» **Goal**
Write out every line of the material as it stands, apart from the pictures.

[Start Supplied information]

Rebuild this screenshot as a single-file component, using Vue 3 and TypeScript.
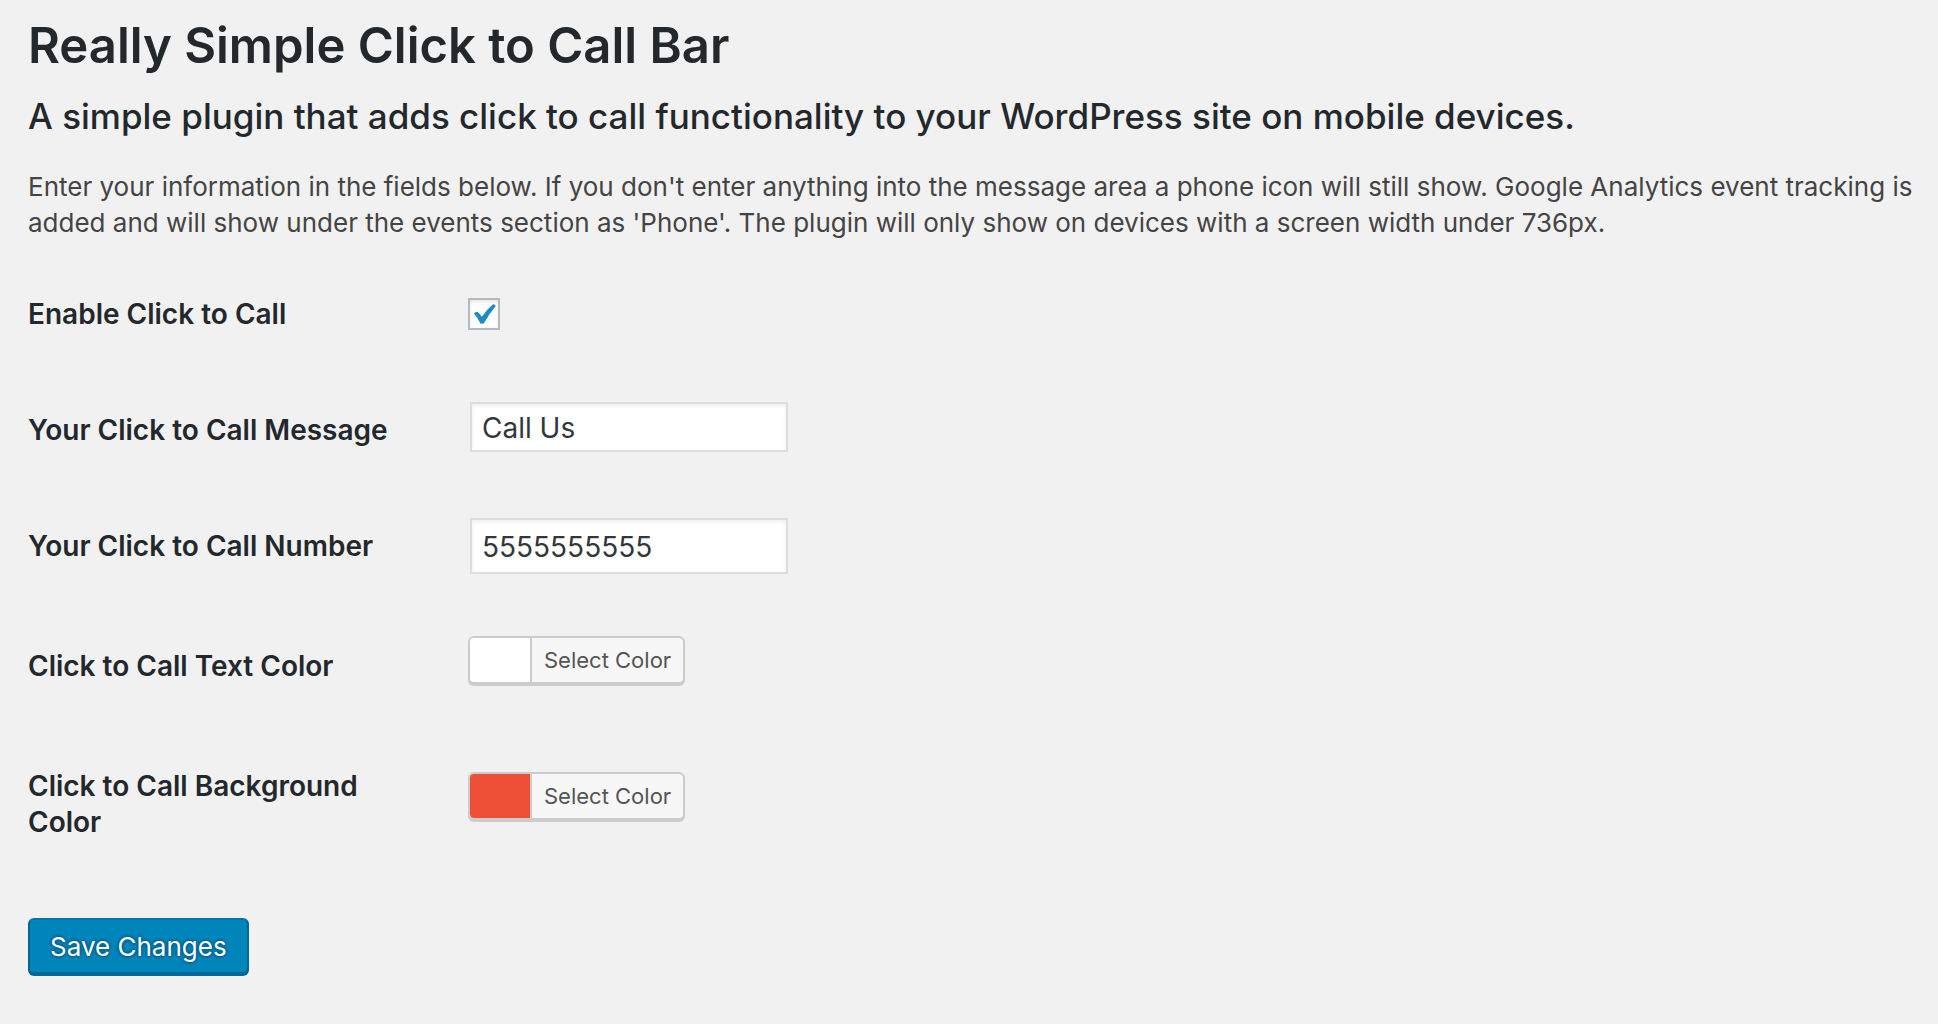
<script setup lang="ts">
import { ref } from 'vue'

const enabled = ref(true)
const message = ref('Call Us')
const phone = ref('5555555555')
const textColor = ref('#ffffff')
const backgroundColor = ref('#ed5037')
</script>

<template>
  <main class="wrap">
    <h1 class="title">Really Simple Click to Call Bar</h1>
    <h2 class="subtitle">A simple plugin that adds click to call functionality to your WordPress site on mobile devices.</h2>
    <p class="intro">
      Enter your information in the fields below. If you don't enter anything into the message area a phone icon will
      still show. Google Analytics event tracking is added and will show under the events section as 'Phone'. The plugin
      will only show on devices with a screen width under 736px.
    </p>

    <form class="settings" @submit.prevent>
      <div class="row">
        <label class="row-label" for="enable">Enable Click to Call</label>
        <div class="row-control row-control--check">
          <span class="check">
            <input id="enable" v-model="enabled" class="check-input" type="checkbox" />
            <svg v-if="enabled" class="check-mark" viewBox="0 0 32 32" aria-hidden="true">
              <path d="M6 15.6 Q7.2 14 9.2 13.8 Q11.8 15.6 13.9 18.8 Q18.4 11.6 25 6.2 Q27 6.4 27.8 8 Q21.2 15.6 15.8 25.6 L12.6 25.8 Q9.8 20 6 15.6 Z" />
            </svg>
          </span>
        </div>
      </div>

      <div class="row">
        <label class="row-label" for="message">Your Click to Call Message</label>
        <div class="row-control">
          <input id="message" v-model="message" class="field" type="text" />
        </div>
      </div>

      <div class="row">
        <label class="row-label" for="phone">Your Click to Call Number</label>
        <div class="row-control">
          <input id="phone" v-model="phone" class="field field--number" type="tel" />
        </div>
      </div>

      <div class="row">
        <label class="row-label" for="text-color">Click to Call Text Color</label>
        <div class="row-control">
          <button id="text-color" class="picker" type="button">
            <span class="picker-swatch" :style="{ backgroundColor: textColor }"></span>
            <span class="picker-text">Select Color</span>
          </button>
        </div>
      </div>

      <div class="row">
        <label class="row-label" for="background-color">Click to Call Background Color</label>
        <div class="row-control row-control--tall">
          <button id="background-color" class="picker" type="button">
            <span class="picker-swatch" :style="{ backgroundColor }"></span>
            <span class="picker-text">Select Color</span>
          </button>
        </div>
      </div>

      <button class="save" type="submit">Save Changes</button>
    </form>
  </main>
</template>

<style>
body {
  margin: 0;
  background: #f1f1f1;
}
</style>

<style scoped>
.wrap {
  padding: 16px 20px 44px 28px;
  color: #444;
  font-family: Inter, "Open Sans", sans-serif;
  font-size: 26px;
  line-height: 36px;
}

.title {
  margin: 0;
  color: #23282d;
  font-size: 49px;
  font-weight: 600;
  line-height: 60px;
}

.subtitle {
  margin: 20px 0 33px;
  color: #23282d;
  font-size: 35px;
  font-weight: 500;
  line-height: 40px;
}

.intro {
  margin: 0 0 15px;
}

.row {
  display: flex;
  align-items: flex-start;
}

.row-label {
  flex: none;
  box-sizing: border-box;
  width: 420px;
  padding: 40px 20px 40px 0;
  color: #23282d;
  font-size: 28px;
  font-weight: 600;
}

.row-control {
  padding: 28px 20px 32px;
}

.row-control--check {
  padding-top: 42px;
}

.row-control--tall {
  padding-top: 44px;
}

.check {
  position: relative;
  display: block;
  width: 32px;
  height: 32px;
}

.check-input {
  appearance: none;
  display: block;
  box-sizing: border-box;
  width: 32px;
  height: 32px;
  margin: 0;
  border: 2px solid #b4b9be;
  background: #fff;
  box-shadow: inset 0 2px 4px rgba(0, 0, 0, 0.1);
}

.check-mark {
  position: absolute;
  inset: 0;
  fill: #1e8cbe;
  pointer-events: none;
}

.field {
  display: block;
  box-sizing: border-box;
  width: 318px;
  height: 50px;
  margin: 2px;
  padding: 2px 10px 0;
  border: 2px solid #ddd;
  border-radius: 0;
  background: #fff;
  box-shadow: inset 0 2px 4px rgba(0, 0, 0, 0.07);
  color: #32373c;
  font: inherit;
  font-size: 28px;
}

.field--number {
  height: 56px;
}

.picker {
  display: flex;
  box-sizing: border-box;
  height: 48px;
  margin: 0 0 12px;
  padding: 0;
  overflow: hidden;
  border: 2px solid #ccc;
  border-radius: 6px;
  background: #f7f7f7;
  box-shadow: 0 2px 0 #ccc;
  color: #555;
  font: inherit;
  font-size: 22px;
  line-height: 44px;
}

.picker-swatch {
  width: 60px;
}

.picker-text {
  padding: 0 12px;
  border-left: 2px solid #ccc;
}

.save {
  display: block;
  box-sizing: border-box;
  height: 56px;
  margin: 38px 0 0;
  padding: 2px 20px 0;
  border: 2px solid;
  border-color: #0073aa #006799 #006799;
  border-radius: 6px;
  background: #0085ba;
  box-shadow: 0 2px 0 #006799;
  color: #fff;
  font: inherit;
  line-height: 50px;
  text-shadow: 0 -2px 2px #006799, 2px 0 2px #006799, 0 2px 2px #006799, -2px 0 2px #006799;
}
</style>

[End Supplied information]

» **Finished exercise**
Rebuild this screenshot as a single-file component, using Vue 3 and TypeScript.
<script setup lang="ts">
import { ref } from 'vue'

const enabled = ref(true)
const message = ref('Call Us')
const phone = ref('5555555555')
const textColor = ref('#ffffff')
const backgroundColor = ref('#ed5037')
</script>

<template>
  <main class="wrap">
    <h1 class="title">Really Simple Click to Call Bar</h1>
    <h2 class="subtitle">A simple plugin that adds click to call functionality to your WordPress site on mobile devices.</h2>
    <p class="intro">
      Enter your information in the fields below. If you don't enter anything into the message area a phone icon will
      still show. Google Analytics event tracking is added and will show under the events section as 'Phone'. The plugin
      will only show on devices with a screen width under 736px.
    </p>

    <form class="settings" @submit.prevent>
      <div class="row">
        <label class="row-label" for="enable">Enable Click to Call</label>
        <div class="row-control row-control--check">
          <span class="check">
            <input id="enable" v-model="enabled" class="check-input" type="checkbox" />
            <svg v-if="enabled" class="check-mark" viewBox="0 0 32 32" aria-hidden="true">
              <path d="M6 15.6 Q7.2 14 9.2 13.8 Q11.8 15.6 13.9 18.8 Q18.4 11.6 25 6.2 Q27 6.4 27.8 8 Q21.2 15.6 15.8 25.6 L12.6 25.8 Q9.8 20 6 15.6 Z" />
            </svg>
          </span>
        </div>
      </div>

      <div class="row">
        <label class="row-label" for="message">Your Click to Call Message</label>
        <div class="row-control">
          <input id="message" v-model="message" class="field" type="text" />
        </div>
      </div>

      <div class="row">
        <label class="row-label" for="phone">Your Click to Call Number</label>
        <div class="row-control">
          <input id="phone" v-model="phone" class="field field--number" type="tel" />
        </div>
      </div>

      <div class="row">
        <label class="row-label" for="text-color">Click to Call Text Color</label>
        <div class="row-control">
          <button id="text-color" class="picker" type="button">
            <span class="picker-swatch" :style="{ backgroundColor: textColor }"></span>
            <span class="picker-text">Select Color</span>
          </button>
        </div>
      </div>

      <div class="row">
        <label class="row-label" for="background-color">Click to Call Background Color</label>
        <div class="row-control row-control--tall">
          <button id="background-color" class="picker" type="button">
            <span class="picker-swatch" :style="{ backgroundColor }"></span>
            <span class="picker-text">Select Color</span>
          </button>
        </div>
      </div>

      <button class="save" type="submit">Save Changes</button>
    </form>
  </main>
</template>

<style>
body {
  margin: 0;
  background: #f1f1f1;
}
</style>

<style scoped>
.wrap {
  padding: 16px 20px 44px 28px;
  color: #444;
  font-family: Inter, "Open Sans", sans-serif;
  font-size: 26px;
  line-height: 36px;
}

.title {
  margin: 0;
  color: #23282d;
  font-size: 49px;
  font-weight: 600;
  line-height: 60px;
}

.subtitle {
  margin: 20px 0 33px;
  color: #23282d;
  font-size: 35px;
  font-weight: 500;
  line-height: 40px;
}

.intro {
  margin: 0 0 15px;
}

.row {
  display: flex;
  align-items: flex-start;
}

.row-label {
  flex: none;
  box-sizing: border-box;
  width: 420px;
  padding: 40px 20px 40px 0;
  color: #23282d;
  font-size: 28px;
  font-weight: 600;
}

.row-control {
  padding: 28px 20px 32px;
}

.row-control--check {
  padding-top: 42px;
}

.row-control--tall {
  padding-top: 44px;
}

.check {
  position: relative;
  display: block;
  width: 32px;
  height: 32px;
}

.check-input {
  appearance: none;
  display: block;
  box-sizing: border-box;
  width: 32px;
  height: 32px;
  margin: 0;
  border: 2px solid #b4b9be;
  background: #fff;
  box-shadow: inset 0 2px 4px rgba(0, 0, 0, 0.1);
}

.check-mark {
  position: absolute;
  inset: 0;
  fill: #1e8cbe;
  pointer-events: none;
}

.field {
  display: block;
  box-sizing: border-box;
  width: 318px;
  height: 50px;
  margin: 2px;
  padding: 2px 10px 0;
  border: 2px solid #ddd;
  border-radius: 0;
  background: #fff;
  box-shadow: inset 0 2px 4px rgba(0, 0, 0, 0.07);
  color: #32373c;
  font: inherit;
  font-size: 28px;
}

.field--number {
  height: 56px;
}

.picker {
  display: flex;
  box-sizing: border-box;
  height: 48px;
  margin: 0 0 12px;
  padding: 0;
  overflow: hidden;
  border: 2px solid #ccc;
  border-radius: 6px;
  background: #f7f7f7;
  box-shadow: 0 2px 0 #ccc;
  color: #555;
  font: inherit;
  font-size: 22px;
  line-height: 44px;
}

.picker-swatch {
  width: 60px;
}

.picker-text {
  padding: 0 12px;
  border-left: 2px solid #ccc;
}

.save {
  display: block;
  box-sizing: border-box;
  height: 56px;
  margin: 38px 0 0;
  padding: 2px 20px 0;
  border: 2px solid;
  border-color: #0073aa #006799 #006799;
  border-radius: 6px;
  background: #0085ba;
  box-shadow: 0 2px 0 #006799;
  color: #fff;
  font: inherit;
  line-height: 50px;
  text-shadow: 0 -2px 2px #006799, 2px 0 2px #006799, 0 2px 2px #006799, -2px 0 2px #006799;
}
</style>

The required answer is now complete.